Instructions for the task:
Repeat the material verbatim and drop the pictures.

Source excerpt:
________________________

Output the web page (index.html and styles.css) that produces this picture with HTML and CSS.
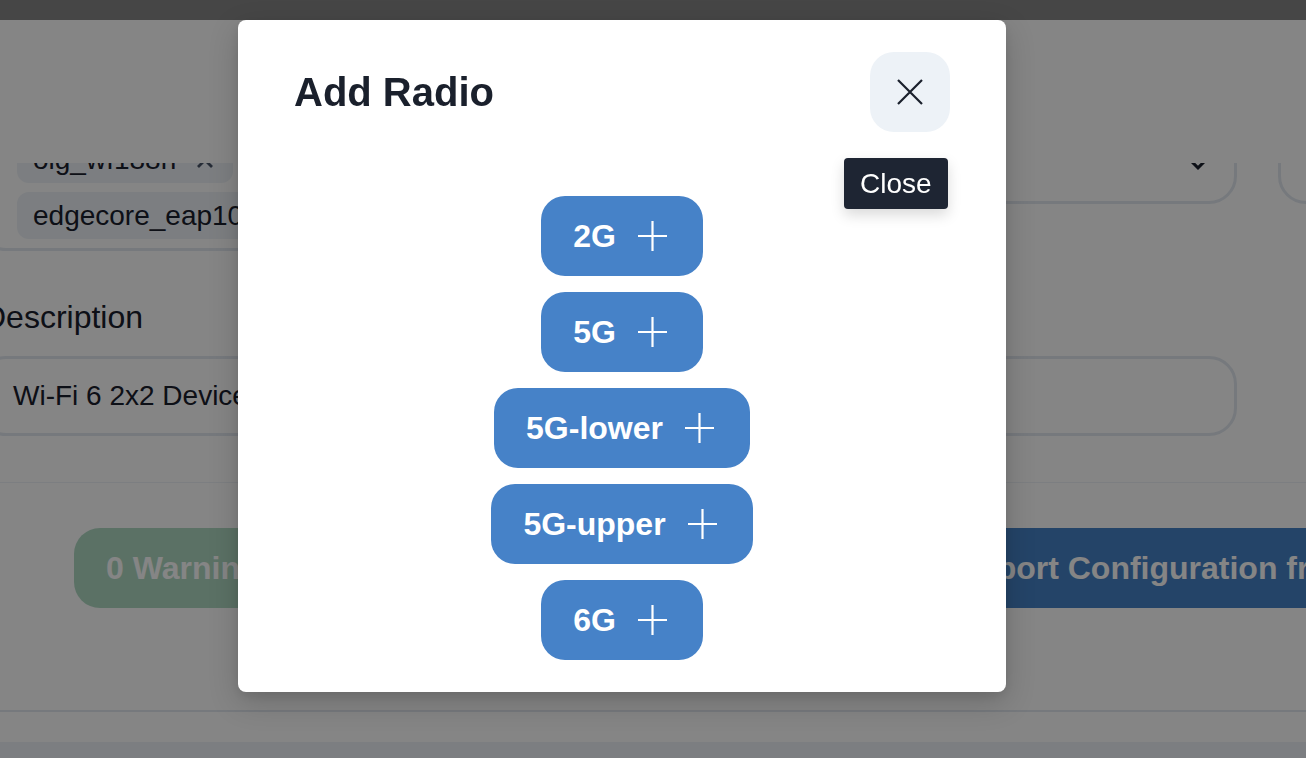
FILE: index.html
```html
<!DOCTYPE html>
<html lang="en">
<head>
<meta charset="utf-8">
<title>Add Radio</title>
<link rel="stylesheet" href="styles.css">
</head>
<body>
<div class="overlay"></div>
<section class="drawer">
  <header class="drawer-header"></header>
  <div class="drawer-body">
    <div class="drawer-content">
      <div class="row-top">
        <div class="main-col">
          <div class="multi">
            <span class="chip">oig_wf188n
              <svg class="chip-x" width="20" height="20" viewBox="0 0 20 20"><path d="M3 3L17 17M17 3L3 17"/></svg>
            </span>
            <span class="chip">edgecore_eap101
              <svg class="chip-x" width="20" height="20" viewBox="0 0 20 20"><path d="M3 3L17 17M17 3L3 17"/></svg>
            </span>
          </div>
          <div class="select">
            <svg class="chevron" width="36" height="36" viewBox="0 0 24 24"><path d="M16.59 8.59L12 13.17 7.41 8.59 6 10l6 6 6-6z"/></svg>
          </div>
        </div>
        <div class="side-field"></div>
      </div>
      <label class="field-label">Description</label>
      <div class="text-input">Wi-Fi 6 2x2 Device</div>
      <div class="divider"></div>
      <div class="actions">
        <button class="btn btn-green" disabled>0 Warnings</button>
        <button class="btn btn-blue">Import Configuration from File</button>
      </div>
    </div>
  </div>
  <footer class="drawer-footer"></footer>
  <div class="drawer-bottom"></div>
</section>
<div class="overlay overlay-front">
  <div class="modal">
    <div class="modal-header">
      <h2 class="modal-title">Add Radio</h2>
      <button class="close-btn" aria-label="Close">
        <svg width="26" height="26" viewBox="0 0 26 26"><path d="M1 1L25 25M25 1L1 25"/></svg>
      </button>
    </div>
    <div class="tooltip">Close</div>
    <div class="modal-body">
      <button class="radio-btn">2G <svg class="plus" width="29" height="30" viewBox="0 0 29 30"><path d="M14.5 0V30M0 15H29"/></svg></button>
      <button class="radio-btn">5G <svg class="plus" width="29" height="30" viewBox="0 0 29 30"><path d="M14.5 0V30M0 15H29"/></svg></button>
      <button class="radio-btn">5G-lower <svg class="plus" width="29" height="30" viewBox="0 0 29 30"><path d="M14.5 0V30M0 15H29"/></svg></button>
      <button class="radio-btn">5G-upper <svg class="plus" width="29" height="30" viewBox="0 0 29 30"><path d="M14.5 0V30M0 15H29"/></svg></button>
      <button class="radio-btn">6G <svg class="plus" width="29" height="30" viewBox="0 0 29 30"><path d="M14.5 0V30M0 15H29"/></svg></button>
    </div>
  </div>
</div>
</body>
</html>
```

FILE: styles.css
```css
* {
  box-sizing: border-box;
  margin: 0;
  padding: 0;
}

html,
body {
  width: 100%;
  height: 100%;
  overflow: hidden;
}

body {
  font-family: "Liberation Sans", Arial, Helvetica, sans-serif;
  background: #ffffff;
  color: #1a202c;
}

button {
  font-family: inherit;
  border: none;
  cursor: pointer;
}

.overlay {
  position: fixed;
  inset: 0;
  background: rgba(0, 0, 0, 0.48);
}

/* Underlying full-width modal */
.drawer {
  position: fixed;
  top: 20px;
  left: 0;
  right: 0;
  bottom: 0;
  background: #ffffff;
  display: flex;
  flex-direction: column;
  overflow: hidden;
}

.drawer-header {
  height: 143px;
  flex: none;
}

.drawer-body {
  flex: 1;
  overflow: hidden;
}

.drawer-content {
  margin: -39px 0 0 -22px;
  width: 1800px;
}

.row-top {
  display: flex;
  gap: 41px;
  align-items: flex-start;
}

.main-col {
  width: 1259px;
  display: flex;
  gap: 40px;
  align-items: flex-start;
}

.multi {
  width: 620px;
  border: 3px solid #e2e8f0;
  border-radius: 28px;
  padding: 9px 0 9px 36px;
  display: flex;
  flex-direction: column;
  align-items: flex-start;
  gap: 9px;
}

.chip {
  display: inline-flex;
  align-items: center;
  height: 47px;
  padding: 0 18px 0 16px;
  gap: 19px;
  background: #edf2f7;
  border-radius: 12px;
  font-size: 28px;
  white-space: nowrap;
}

.chip-x {
  stroke: #4a5568;
  stroke-width: 2.8;
  fill: none;
}

.select {
  flex: 1;
  height: 80px;
  border: 3px solid #e2e8f0;
  border-radius: 28px;
  display: flex;
  align-items: center;
  justify-content: flex-end;
  padding-right: 18px;
}

.chevron {
  fill: #1a202c;
}

.side-field {
  width: 400px;
  height: 80px;
  border: 3px solid #e2e8f0;
  border-radius: 28px;
}

.field-label {
  display: block;
  margin-top: 42px;
  padding-left: 5px;
  font-size: 32px;
  line-height: 48px;
}

.text-input {
  margin-top: 15px;
  width: 1259px;
  height: 80px;
  border: 3px solid #e2e8f0;
  border-radius: 28px;
  padding: 0 32px;
  display: flex;
  align-items: center;
  font-size: 28px;
}

.divider {
  margin-top: 46px;
  height: 1px;
  background: #edf2f7;
}

.actions {
  margin-top: 45px;
  display: flex;
  gap: 618px;
  padding-left: 96px;
}

.btn {
  height: 80px;
  padding: 0 32px;
  border-radius: 26px;
  font-size: 32px;
  font-weight: 700;
  color: #ffffff;
  white-space: nowrap;
}

.btn-green {
  background: #38a169;
  opacity: 0.4;
}

.btn-blue {
  background: #4682c8;
}

.drawer-footer {
  flex: none;
  height: 32px;
  border-top: 2px solid #e2e8f0;
}

.drawer-bottom {
  flex: none;
  height: 16px;
  background: #edf2f7;
}

/* Add Radio modal */
.overlay-front {
  display: flex;
  justify-content: center;
  align-items: flex-start;
  padding: 20px 62px 0 0;
}

.modal {
  position: relative;
  width: 768px;
  background: #ffffff;
  border-radius: 8px;
  padding: 32px 56px;
  box-shadow: 0 10px 30px rgba(0, 0, 0, 0.18), 0 4px 12px rgba(0, 0, 0, 0.08);
}

.modal-header {
  height: 80px;
  display: flex;
  justify-content: space-between;
  align-items: center;
}

.modal-title {
  font-size: 40px;
  font-weight: 700;
  line-height: 48px;
  color: #1a202c;
}

.close-btn {
  width: 80px;
  height: 80px;
  border-radius: 24px;
  background: #edf2f7;
  display: flex;
  align-items: center;
  justify-content: center;
}

.close-btn svg {
  stroke: #1a202c;
  stroke-width: 2.2;
  fill: none;
}

.tooltip {
  position: absolute;
  left: 606px;
  top: 138px;
  height: 51px;
  padding: 0 16px;
  line-height: 51px;
  font-size: 28px;
  color: #ffffff;
  background: #1e2533;
  border-radius: 4px;
  box-shadow: 0 6px 14px rgba(0, 0, 0, 0.15);
}

.modal-body {
  margin-top: 64px;
  display: flex;
  flex-direction: column;
  align-items: center;
  gap: 16px;
}

.radio-btn {
  display: inline-flex;
  align-items: center;
  gap: 22px;
  height: 80px;
  padding: 0 36px 0 32px;
  border-radius: 24px;
  background: #4682c8;
  color: #ffffff;
  font-size: 32px;
  font-weight: 700;
  white-space: nowrap;
}

.plus {
  stroke: #ffffff;
  stroke-width: 2.2;
  fill: none;
}
```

________________________

Result for this task:
Output the web page (index.html and styles.css) that produces this picture with HTML and CSS.
FILE: index.html
```html
<!DOCTYPE html>
<html lang="en">
<head>
<meta charset="utf-8">
<title>Add Radio</title>
<link rel="stylesheet" href="styles.css">
</head>
<body>
<div class="overlay"></div>
<section class="drawer">
  <header class="drawer-header"></header>
  <div class="drawer-body">
    <div class="drawer-content">
      <div class="row-top">
        <div class="main-col">
          <div class="multi">
            <span class="chip">oig_wf188n
              <svg class="chip-x" width="20" height="20" viewBox="0 0 20 20"><path d="M3 3L17 17M17 3L3 17"/></svg>
            </span>
            <span class="chip">edgecore_eap101
              <svg class="chip-x" width="20" height="20" viewBox="0 0 20 20"><path d="M3 3L17 17M17 3L3 17"/></svg>
            </span>
          </div>
          <div class="select">
            <svg class="chevron" width="36" height="36" viewBox="0 0 24 24"><path d="M16.59 8.59L12 13.17 7.41 8.59 6 10l6 6 6-6z"/></svg>
          </div>
        </div>
        <div class="side-field"></div>
      </div>
      <label class="field-label">Description</label>
      <div class="text-input">Wi-Fi 6 2x2 Device</div>
      <div class="divider"></div>
      <div class="actions">
        <button class="btn btn-green" disabled>0 Warnings</button>
        <button class="btn btn-blue">Import Configuration from File</button>
      </div>
    </div>
  </div>
  <footer class="drawer-footer"></footer>
  <div class="drawer-bottom"></div>
</section>
<div class="overlay overlay-front">
  <div class="modal">
    <div class="modal-header">
      <h2 class="modal-title">Add Radio</h2>
      <button class="close-btn" aria-label="Close">
        <svg width="26" height="26" viewBox="0 0 26 26"><path d="M1 1L25 25M25 1L1 25"/></svg>
      </button>
    </div>
    <div class="tooltip">Close</div>
    <div class="modal-body">
      <button class="radio-btn">2G <svg class="plus" width="29" height="30" viewBox="0 0 29 30"><path d="M14.5 0V30M0 15H29"/></svg></button>
      <button class="radio-btn">5G <svg class="plus" width="29" height="30" viewBox="0 0 29 30"><path d="M14.5 0V30M0 15H29"/></svg></button>
      <button class="radio-btn">5G-lower <svg class="plus" width="29" height="30" viewBox="0 0 29 30"><path d="M14.5 0V30M0 15H29"/></svg></button>
      <button class="radio-btn">5G-upper <svg class="plus" width="29" height="30" viewBox="0 0 29 30"><path d="M14.5 0V30M0 15H29"/></svg></button>
      <button class="radio-btn">6G <svg class="plus" width="29" height="30" viewBox="0 0 29 30"><path d="M14.5 0V30M0 15H29"/></svg></button>
    </div>
  </div>
</div>
</body>
</html>
```

FILE: styles.css
```css
* {
  box-sizing: border-box;
  margin: 0;
  padding: 0;
}

html,
body {
  width: 100%;
  height: 100%;
  overflow: hidden;
}

body {
  font-family: "Liberation Sans", Arial, Helvetica, sans-serif;
  background: #ffffff;
  color: #1a202c;
}

button {
  font-family: inherit;
  border: none;
  cursor: pointer;
}

.overlay {
  position: fixed;
  inset: 0;
  background: rgba(0, 0, 0, 0.48);
}

/* Underlying full-width modal */
.drawer {
  position: fixed;
  top: 20px;
  left: 0;
  right: 0;
  bottom: 0;
  background: #ffffff;
  display: flex;
  flex-direction: column;
  overflow: hidden;
}

.drawer-header {
  height: 143px;
  flex: none;
}

.drawer-body {
  flex: 1;
  overflow: hidden;
}

.drawer-content {
  margin: -39px 0 0 -22px;
  width: 1800px;
}

.row-top {
  display: flex;
  gap: 41px;
  align-items: flex-start;
}

.main-col {
  width: 1259px;
  display: flex;
  gap: 40px;
  align-items: flex-start;
}

.multi {
  width: 620px;
  border: 3px solid #e2e8f0;
  border-radius: 28px;
  padding: 9px 0 9px 36px;
  display: flex;
  flex-direction: column;
  align-items: flex-start;
  gap: 9px;
}

.chip {
  display: inline-flex;
  align-items: center;
  height: 47px;
  padding: 0 18px 0 16px;
  gap: 19px;
  background: #edf2f7;
  border-radius: 12px;
  font-size: 28px;
  white-space: nowrap;
}

.chip-x {
  stroke: #4a5568;
  stroke-width: 2.8;
  fill: none;
}

.select {
  flex: 1;
  height: 80px;
  border: 3px solid #e2e8f0;
  border-radius: 28px;
  display: flex;
  align-items: center;
  justify-content: flex-end;
  padding-right: 18px;
}

.chevron {
  fill: #1a202c;
}

.side-field {
  width: 400px;
  height: 80px;
  border: 3px solid #e2e8f0;
  border-radius: 28px;
}

.field-label {
  display: block;
  margin-top: 42px;
  padding-left: 5px;
  font-size: 32px;
  line-height: 48px;
}

.text-input {
  margin-top: 15px;
  width: 1259px;
  height: 80px;
  border: 3px solid #e2e8f0;
  border-radius: 28px;
  padding: 0 32px;
  display: flex;
  align-items: center;
  font-size: 28px;
}

.divider {
  margin-top: 46px;
  height: 1px;
  background: #edf2f7;
}

.actions {
  margin-top: 45px;
  display: flex;
  gap: 618px;
  padding-left: 96px;
}

.btn {
  height: 80px;
  padding: 0 32px;
  border-radius: 26px;
  font-size: 32px;
  font-weight: 700;
  color: #ffffff;
  white-space: nowrap;
}

.btn-green {
  background: #38a169;
  opacity: 0.4;
}

.btn-blue {
  background: #4682c8;
}

.drawer-footer {
  flex: none;
  height: 32px;
  border-top: 2px solid #e2e8f0;
}

.drawer-bottom {
  flex: none;
  height: 16px;
  background: #edf2f7;
}

/* Add Radio modal */
.overlay-front {
  display: flex;
  justify-content: center;
  align-items: flex-start;
  padding: 20px 62px 0 0;
}

.modal {
  position: relative;
  width: 768px;
  background: #ffffff;
  border-radius: 8px;
  padding: 32px 56px;
  box-shadow: 0 10px 30px rgba(0, 0, 0, 0.18), 0 4px 12px rgba(0, 0, 0, 0.08);
}

.modal-header {
  height: 80px;
  display: flex;
  justify-content: space-between;
  align-items: center;
}

.modal-title {
  font-size: 40px;
  font-weight: 700;
  line-height: 48px;
  color: #1a202c;
}

.close-btn {
  width: 80px;
  height: 80px;
  border-radius: 24px;
  background: #edf2f7;
  display: flex;
  align-items: center;
  justify-content: center;
}

.close-btn svg {
  stroke: #1a202c;
  stroke-width: 2.2;
  fill: none;
}

.tooltip {
  position: absolute;
  left: 606px;
  top: 138px;
  height: 51px;
  padding: 0 16px;
  line-height: 51px;
  font-size: 28px;
  color: #ffffff;
  background: #1e2533;
  border-radius: 4px;
  box-shadow: 0 6px 14px rgba(0, 0, 0, 0.15);
}

.modal-body {
  margin-top: 64px;
  display: flex;
  flex-direction: column;
  align-items: center;
  gap: 16px;
}

.radio-btn {
  display: inline-flex;
  align-items: center;
  gap: 22px;
  height: 80px;
  padding: 0 36px 0 32px;
  border-radius: 24px;
  background: #4682c8;
  color: #ffffff;
  font-size: 32px;
  font-weight: 700;
  white-space: nowrap;
}

.plus {
  stroke: #ffffff;
  stroke-width: 2.2;
  fill: none;
}
```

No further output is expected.